Lo que en principio resulta un prólogo demasiado largo (la infancia de
los tres protagonistas) termina por convertirse en lo mejor de Todo es silencio, sobre todo por la
enorme naturalidad que desprenden los tres actores jóvenes, algo que no puede
afirmarse de los que encarnan los roles principales, teniendo tristemente que
hacer hincapié en un Juan Diego bufonesco, que parece no tomarse en serio lo
que está haciendo y diciendo, autoparodiando algunas de sus grandes creaciones
(vienen a la memoria El rey pasmado (1991)

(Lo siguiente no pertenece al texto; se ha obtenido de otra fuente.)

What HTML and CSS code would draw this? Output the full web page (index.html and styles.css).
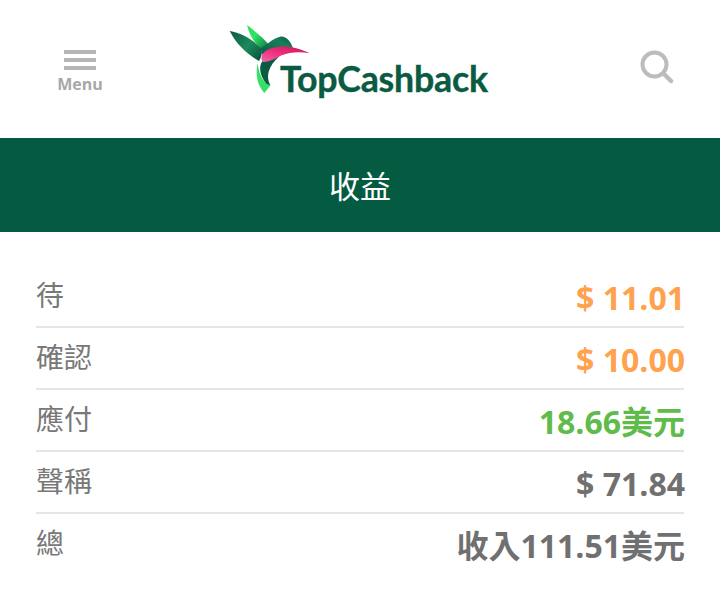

o Fugitivas (2000), todo por no
remontarnos a una de sus cimas interpretativas: Los santos inocentes (1984)). Aunque podemos vislumbrar el intento
de dotar al personaje de Fins de ambigüedad, complejidad, sentimientos
enfrentados, Quim Gutiérrez no acierta a transmitir ese tormento interior y es
incapaz de cambiar el gesto de estupor (o de enfado, no se sabe muy bien) que
acompaña con un tono monocorde y lento que, se supone, debe aportar intensidad
aunque en realidad sirve para demostrar su poca entidad actoral; a su lado, una
gélida Celia Freijeiro que es la que peor soporta la comparación con el tramo
que transcurre a finales de los años 60 del siglo XX y un desafortunado Miguel
Ángel Silvestre que, a pesar de ser el menos afectado del reparto, no logra
aunar las bruscas idas y venidas afectivas que experimenta su personaje. Por lo
demás, subtramas apuntadas que no son desarrolladas, acumulación gratuita y
excesiva de escenas pretendidamente dramáticas que en muchas ocasiones no se
sabe de dónde vienen; sin duda, un momento muy aciago (confiemos en que no se
repita) del estupendo escritor Manuel Rivas.